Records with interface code

((

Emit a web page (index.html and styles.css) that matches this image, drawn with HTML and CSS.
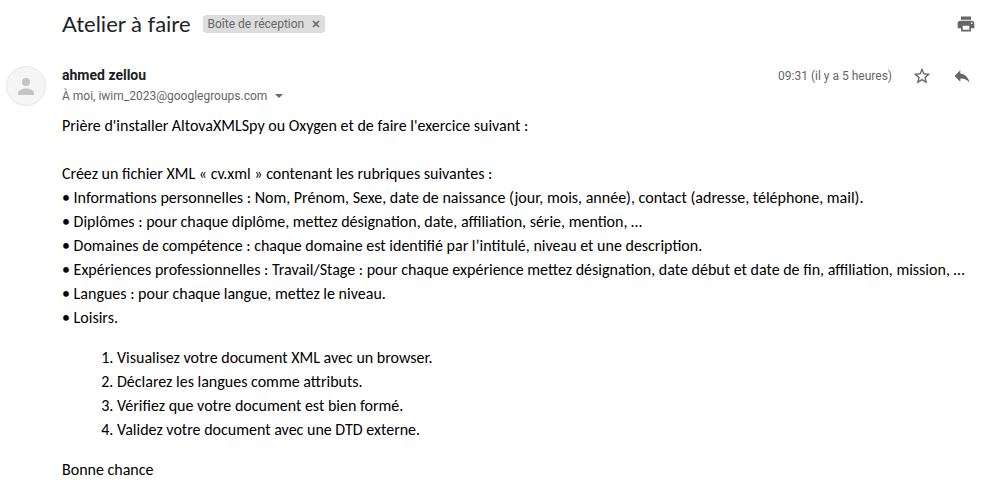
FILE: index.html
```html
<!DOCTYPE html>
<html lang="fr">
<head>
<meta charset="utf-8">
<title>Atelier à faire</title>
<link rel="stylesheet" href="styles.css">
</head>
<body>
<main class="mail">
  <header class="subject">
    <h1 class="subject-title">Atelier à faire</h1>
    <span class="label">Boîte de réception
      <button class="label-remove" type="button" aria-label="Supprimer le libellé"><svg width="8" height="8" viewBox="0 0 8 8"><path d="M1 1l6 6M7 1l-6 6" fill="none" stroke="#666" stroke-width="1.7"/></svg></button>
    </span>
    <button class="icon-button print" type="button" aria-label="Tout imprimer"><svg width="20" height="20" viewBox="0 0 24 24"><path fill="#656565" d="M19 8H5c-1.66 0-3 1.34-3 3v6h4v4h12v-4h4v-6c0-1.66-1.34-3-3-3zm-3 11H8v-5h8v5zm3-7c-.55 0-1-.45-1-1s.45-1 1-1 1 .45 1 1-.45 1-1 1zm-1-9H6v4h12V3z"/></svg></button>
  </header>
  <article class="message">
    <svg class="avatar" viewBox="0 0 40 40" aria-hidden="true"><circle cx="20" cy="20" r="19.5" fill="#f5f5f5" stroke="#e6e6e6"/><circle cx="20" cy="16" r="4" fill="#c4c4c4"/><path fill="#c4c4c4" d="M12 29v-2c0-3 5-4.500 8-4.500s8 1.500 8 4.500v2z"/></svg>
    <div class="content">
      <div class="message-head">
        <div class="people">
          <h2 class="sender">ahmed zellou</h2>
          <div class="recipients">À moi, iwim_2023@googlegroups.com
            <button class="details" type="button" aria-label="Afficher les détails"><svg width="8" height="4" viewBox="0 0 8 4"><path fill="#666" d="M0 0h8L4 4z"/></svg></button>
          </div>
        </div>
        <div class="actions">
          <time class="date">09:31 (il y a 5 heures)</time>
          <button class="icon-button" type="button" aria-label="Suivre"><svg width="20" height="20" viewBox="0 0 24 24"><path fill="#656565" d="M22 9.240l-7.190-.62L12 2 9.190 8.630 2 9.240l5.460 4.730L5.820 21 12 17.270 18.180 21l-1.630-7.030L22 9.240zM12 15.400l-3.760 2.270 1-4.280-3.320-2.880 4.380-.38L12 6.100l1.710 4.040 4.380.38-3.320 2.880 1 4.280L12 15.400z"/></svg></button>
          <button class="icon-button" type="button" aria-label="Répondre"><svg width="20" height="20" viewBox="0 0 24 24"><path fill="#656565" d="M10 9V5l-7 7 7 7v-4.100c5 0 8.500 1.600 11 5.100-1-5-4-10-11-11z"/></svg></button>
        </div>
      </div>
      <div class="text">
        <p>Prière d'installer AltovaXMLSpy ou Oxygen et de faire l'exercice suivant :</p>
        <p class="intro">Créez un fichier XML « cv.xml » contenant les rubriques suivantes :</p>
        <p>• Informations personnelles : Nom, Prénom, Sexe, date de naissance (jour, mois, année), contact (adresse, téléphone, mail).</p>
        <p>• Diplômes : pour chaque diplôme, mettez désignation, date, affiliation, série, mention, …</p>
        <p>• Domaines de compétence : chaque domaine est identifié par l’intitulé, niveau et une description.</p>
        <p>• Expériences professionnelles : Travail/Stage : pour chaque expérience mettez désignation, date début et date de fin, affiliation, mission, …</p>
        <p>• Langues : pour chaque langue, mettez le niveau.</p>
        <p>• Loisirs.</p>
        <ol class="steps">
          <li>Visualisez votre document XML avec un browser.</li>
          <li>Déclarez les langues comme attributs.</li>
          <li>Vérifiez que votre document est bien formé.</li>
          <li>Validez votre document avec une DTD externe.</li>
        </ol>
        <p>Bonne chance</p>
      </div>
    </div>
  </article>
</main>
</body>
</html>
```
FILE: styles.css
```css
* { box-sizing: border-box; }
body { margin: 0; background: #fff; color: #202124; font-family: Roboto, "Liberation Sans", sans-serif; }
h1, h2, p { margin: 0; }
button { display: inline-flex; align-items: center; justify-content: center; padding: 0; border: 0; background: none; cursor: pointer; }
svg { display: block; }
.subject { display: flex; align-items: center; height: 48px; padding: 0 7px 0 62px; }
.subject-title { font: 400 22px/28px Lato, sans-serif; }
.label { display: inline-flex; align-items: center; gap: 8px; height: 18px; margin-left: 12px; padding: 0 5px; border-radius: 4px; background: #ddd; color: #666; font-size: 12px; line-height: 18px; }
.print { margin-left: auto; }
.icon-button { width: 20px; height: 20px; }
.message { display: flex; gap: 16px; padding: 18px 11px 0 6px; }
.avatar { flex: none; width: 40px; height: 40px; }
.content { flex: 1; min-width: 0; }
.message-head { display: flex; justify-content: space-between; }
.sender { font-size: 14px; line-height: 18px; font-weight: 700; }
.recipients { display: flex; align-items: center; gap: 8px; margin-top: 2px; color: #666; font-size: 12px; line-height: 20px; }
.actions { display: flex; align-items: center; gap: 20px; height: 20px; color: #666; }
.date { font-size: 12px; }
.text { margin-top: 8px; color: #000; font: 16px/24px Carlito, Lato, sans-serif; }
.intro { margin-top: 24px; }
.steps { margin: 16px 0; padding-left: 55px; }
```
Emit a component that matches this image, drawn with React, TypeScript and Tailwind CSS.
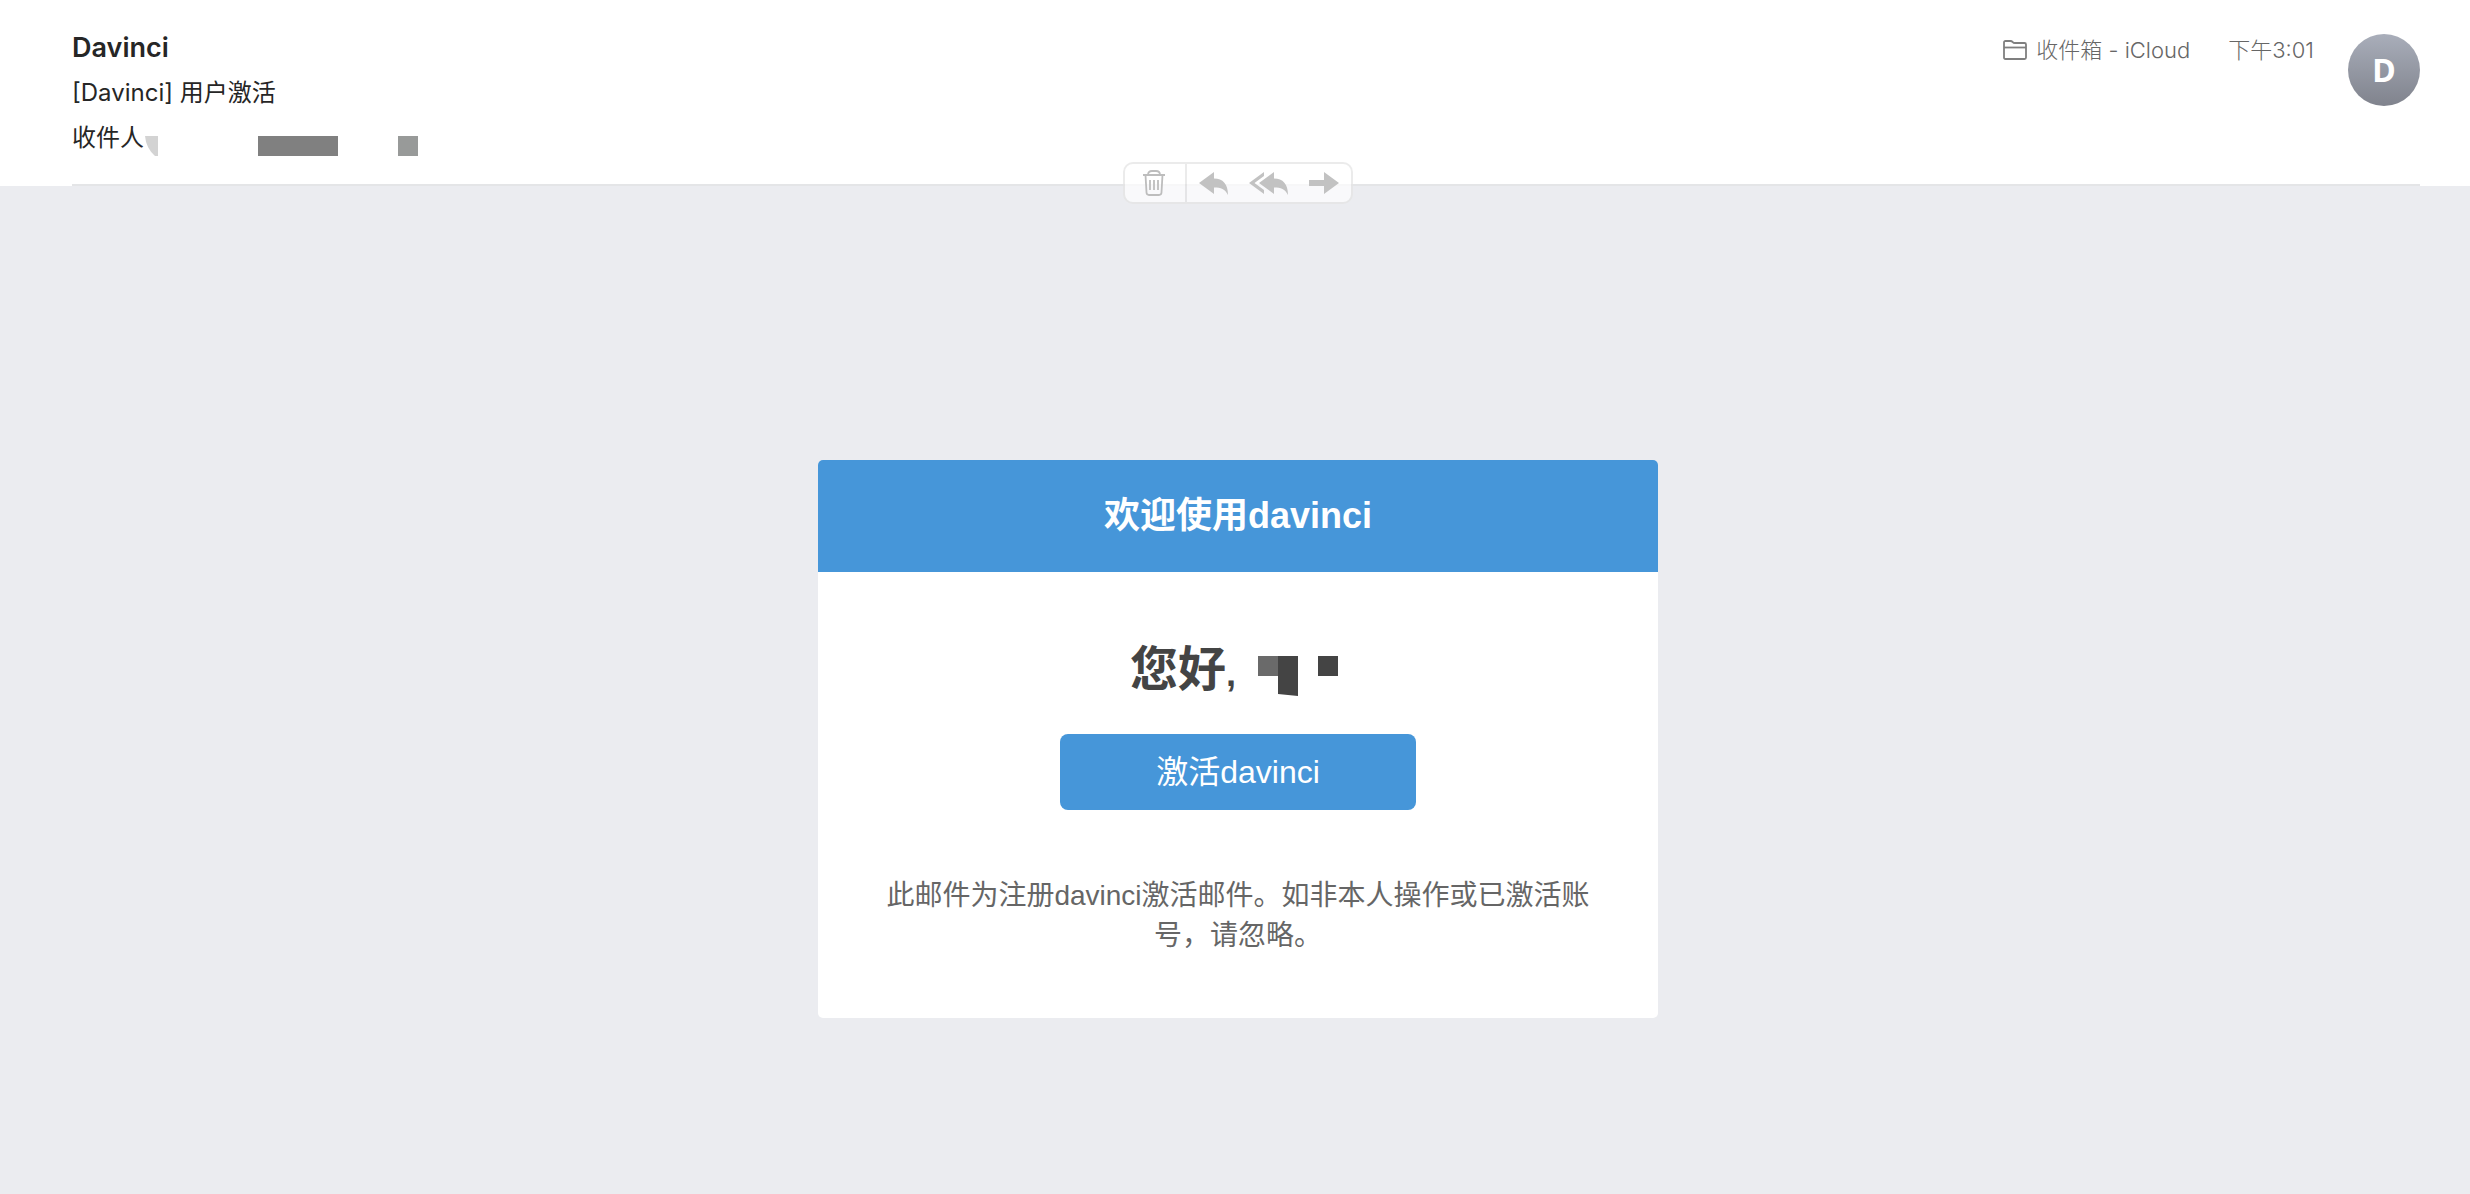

))

Set down the material exactly, every line of it, except for the pictures.

* _RESULT OF THE EXERCISE_
Emit a web page (index.html and styles.css) that matches this image, drawn with HTML and CSS.
FILE: index.html
```html
<!DOCTYPE html>
<html lang="fr">
<head>
<meta charset="utf-8">
<title>Atelier à faire</title>
<link rel="stylesheet" href="styles.css">
</head>
<body>
<main class="mail">
  <header class="subject">
    <h1 class="subject-title">Atelier à faire</h1>
    <span class="label">Boîte de réception
      <button class="label-remove" type="button" aria-label="Supprimer le libellé"><svg width="8" height="8" viewBox="0 0 8 8"><path d="M1 1l6 6M7 1l-6 6" fill="none" stroke="#666" stroke-width="1.7"/></svg></button>
    </span>
    <button class="icon-button print" type="button" aria-label="Tout imprimer"><svg width="20" height="20" viewBox="0 0 24 24"><path fill="#656565" d="M19 8H5c-1.66 0-3 1.34-3 3v6h4v4h12v-4h4v-6c0-1.66-1.34-3-3-3zm-3 11H8v-5h8v5zm3-7c-.55 0-1-.45-1-1s.45-1 1-1 1 .45 1 1-.45 1-1 1zm-1-9H6v4h12V3z"/></svg></button>
  </header>
  <article class="message">
    <svg class="avatar" viewBox="0 0 40 40" aria-hidden="true"><circle cx="20" cy="20" r="19.5" fill="#f5f5f5" stroke="#e6e6e6"/><circle cx="20" cy="16" r="4" fill="#c4c4c4"/><path fill="#c4c4c4" d="M12 29v-2c0-3 5-4.500 8-4.500s8 1.500 8 4.500v2z"/></svg>
    <div class="content">
      <div class="message-head">
        <div class="people">
          <h2 class="sender">ahmed zellou</h2>
          <div class="recipients">À moi, iwim_2023@googlegroups.com
            <button class="details" type="button" aria-label="Afficher les détails"><svg width="8" height="4" viewBox="0 0 8 4"><path fill="#666" d="M0 0h8L4 4z"/></svg></button>
          </div>
        </div>
        <div class="actions">
          <time class="date">09:31 (il y a 5 heures)</time>
          <button class="icon-button" type="button" aria-label="Suivre"><svg width="20" height="20" viewBox="0 0 24 24"><path fill="#656565" d="M22 9.240l-7.190-.62L12 2 9.190 8.630 2 9.240l5.460 4.730L5.820 21 12 17.270 18.180 21l-1.630-7.030L22 9.240zM12 15.400l-3.760 2.270 1-4.280-3.320-2.880 4.380-.38L12 6.100l1.710 4.040 4.380.38-3.320 2.880 1 4.280L12 15.400z"/></svg></button>
          <button class="icon-button" type="button" aria-label="Répondre"><svg width="20" height="20" viewBox="0 0 24 24"><path fill="#656565" d="M10 9V5l-7 7 7 7v-4.100c5 0 8.500 1.600 11 5.100-1-5-4-10-11-11z"/></svg></button>
        </div>
      </div>
      <div class="text">
        <p>Prière d'installer AltovaXMLSpy ou Oxygen et de faire l'exercice suivant :</p>
        <p class="intro">Créez un fichier XML « cv.xml » contenant les rubriques suivantes :</p>
        <p>• Informations personnelles : Nom, Prénom, Sexe, date de naissance (jour, mois, année), contact (adresse, téléphone, mail).</p>
        <p>• Diplômes : pour chaque diplôme, mettez désignation, date, affiliation, série, mention, …</p>
        <p>• Domaines de compétence : chaque domaine est identifié par l’intitulé, niveau et une description.</p>
        <p>• Expériences professionnelles : Travail/Stage : pour chaque expérience mettez désignation, date début et date de fin, affiliation, mission, …</p>
        <p>• Langues : pour chaque langue, mettez le niveau.</p>
        <p>• Loisirs.</p>
        <ol class="steps">
          <li>Visualisez votre document XML avec un browser.</li>
          <li>Déclarez les langues comme attributs.</li>
          <li>Vérifiez que votre document est bien formé.</li>
          <li>Validez votre document avec une DTD externe.</li>
        </ol>
        <p>Bonne chance</p>
      </div>
    </div>
  </article>
</main>
</body>
</html>
```
FILE: styles.css
```css
* { box-sizing: border-box; }
body { margin: 0; background: #fff; color: #202124; font-family: Roboto, "Liberation Sans", sans-serif; }
h1, h2, p { margin: 0; }
button { display: inline-flex; align-items: center; justify-content: center; padding: 0; border: 0; background: none; cursor: pointer; }
svg { display: block; }
.subject { display: flex; align-items: center; height: 48px; padding: 0 7px 0 62px; }
.subject-title { font: 400 22px/28px Lato, sans-serif; }
.label { display: inline-flex; align-items: center; gap: 8px; height: 18px; margin-left: 12px; padding: 0 5px; border-radius: 4px; background: #ddd; color: #666; font-size: 12px; line-height: 18px; }
.print { margin-left: auto; }
.icon-button { width: 20px; height: 20px; }
.message { display: flex; gap: 16px; padding: 18px 11px 0 6px; }
.avatar { flex: none; width: 40px; height: 40px; }
.content { flex: 1; min-width: 0; }
.message-head { display: flex; justify-content: space-between; }
.sender { font-size: 14px; line-height: 18px; font-weight: 700; }
.recipients { display: flex; align-items: center; gap: 8px; margin-top: 2px; color: #666; font-size: 12px; line-height: 20px; }
.actions { display: flex; align-items: center; gap: 20px; height: 20px; color: #666; }
.date { font-size: 12px; }
.text { margin-top: 8px; color: #000; font: 16px/24px Carlito, Lato, sans-serif; }
.intro { margin-top: 24px; }
.steps { margin: 16px 0; padding-left: 55px; }
```
Emit a component that matches this image, drawn with React, TypeScript and Tailwind CSS.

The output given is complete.